Sayman’dan Mini, Eczacıbaşı Dynavit-Igor Gorgonzola Novara Maçı Yorumu
Eczacıbaşı Dynavit, CEV Şampiyonlar Ligi yarı final rövanş maçında Igor Gorgonzola Novara’yı konuk etti ama maç içinde güçlü rakibine hiç yaşam şansı vermedi.
İstanbul’a son şansını kullanıp finalist olmak için gelen İtalyan ekibi ilk setin büyük bölümünde iyi oynayıp seti de önde götürse de Boskovic ve Voronkova’nın öldürücü bitirişlerine engel olamadı. Maja ilk sette özellikle Boskovic’i arayıp oyuna sokmaya çalışırken Voronkova tüm beklenmeyen pozisyonlarda smaç vurmadı ve adeta çivi çaktı. Ebrar ilk sette Novara’nın en etkili ismi olsa da maç boyunca belki de sezonun en iyi arka alan savunmasını yapan Eczacıbaşı karşısında teslim oldu. Biraz da Milli Takımda beraber oynadığı arkadaşlarına karşı duygusal anlar yaşaması ya da transfer olduğu Rus ekibine gitmeden önce efsane bir final ile veda etme stresi pahalıya patladı. Çünkü Ebrar bir çok topu dışarı vurdu.
İlk seti zor da olsa kazanıp moral bulan Eczacıbaşı 2. sette rakibini sürklase etti. Setin ilk yarısından itibaren çift hanelere çıkan fark tamamen Eczacıbaşı arka alan savunmasının başarısı ve devamında gelen blokların caydırıcılığı ile gelişen pozisyonlardan kaynaklandı. Boskovic ve Voronkova belki de kariyerleri boyunca bu kadar çok arka alan savunma katkısı vermemişlerdir. Keza Simge maç boyunca inanılmaz oynadı. Beklenmediği kadar çok servis kaçırsa da Hande ilk set başta olmak üzere çok iyi oynadı. Maja’nın önderliğinde hücumda etkisini gittikçe arttıran Eczacıbaşı Dynavit, Koç Lavarini’nin setten umudunu kesip yedeklere dönmesi ile 2. seti de kazanıp ivmeyi tamamen eline geçirdi. Genelde güçlü bir hücum takımı olan Eczacıbaşı bu akşam bence savunması ile maçı kazanan taraf oldu. Hem bloklar ve hem de arka alanda çok inanılmaz topları çıkarıp ekstra hücumlar yakalayan Eczacıbaşı müthiş emek verdiği maçı bileğinin hakkı ile 3-0 kazanmayı başarıp 1 numaralı kupanın ilk finalisti oldu.

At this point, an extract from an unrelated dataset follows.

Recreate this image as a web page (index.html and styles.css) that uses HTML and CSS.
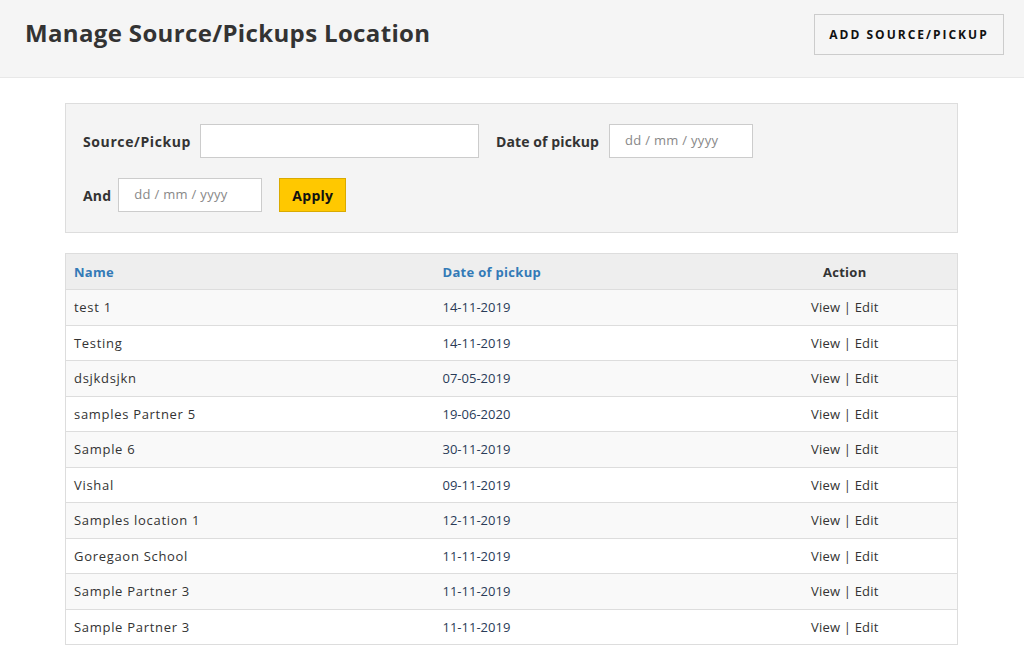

Koç Ferhat Akbaş, yabancı hayranlığının zirve yaptığı yıllarda Türk oyunculara yaptığı yatırım ve maç içindeki sakin dokunuşları ile geleceğin A Milli Takım Koçu olma iddiasını kanıtladı.
Bu arada sakin,soğuk ama incitici dokunuşların prensesi Voronkova bugüne dek ülkemize gelen ve en öldürücü darbeleri vurup buna rağmen mütevazi kalan yabancılardan biri oldu. Hiç geri vitesi olmayan Voronkova hem hücum ve hem de savunmadaki gayreti ile gecenin bence yıldızı oldu. Maç yıldızlığı sadece alınan sayı ile ölçülemez, bu büyük hatadır. O yüzden Voronkova dedim. Ancak Boskovic de inanılmaz bir konsantre ile arka alanda çok top çıkardı. Bu da Eczacıbaşı’nın bir yıldızlar topluluğu değil, aslında müthiş bir emek takımı olduğunun kanıtıydı. Lige bu kadar çok Türk oyuncu kazandıran başka bir kulüp yok gördüğüm kadarıyla.. Yani son 45 yılda !!!
Eski Basketbolcu ve Koç olmama rağmen Voleybol tutkumu hiç bir zaman içimden atamadım. Basketbola nazaran salona çok daha fazla gittiğim doğrudur. Kızımı bir çok teklife rağmen Basketbola vermeyip Voleybolcu yaptım. Bugün maçı beraber izleyip büyük gurur duyduk.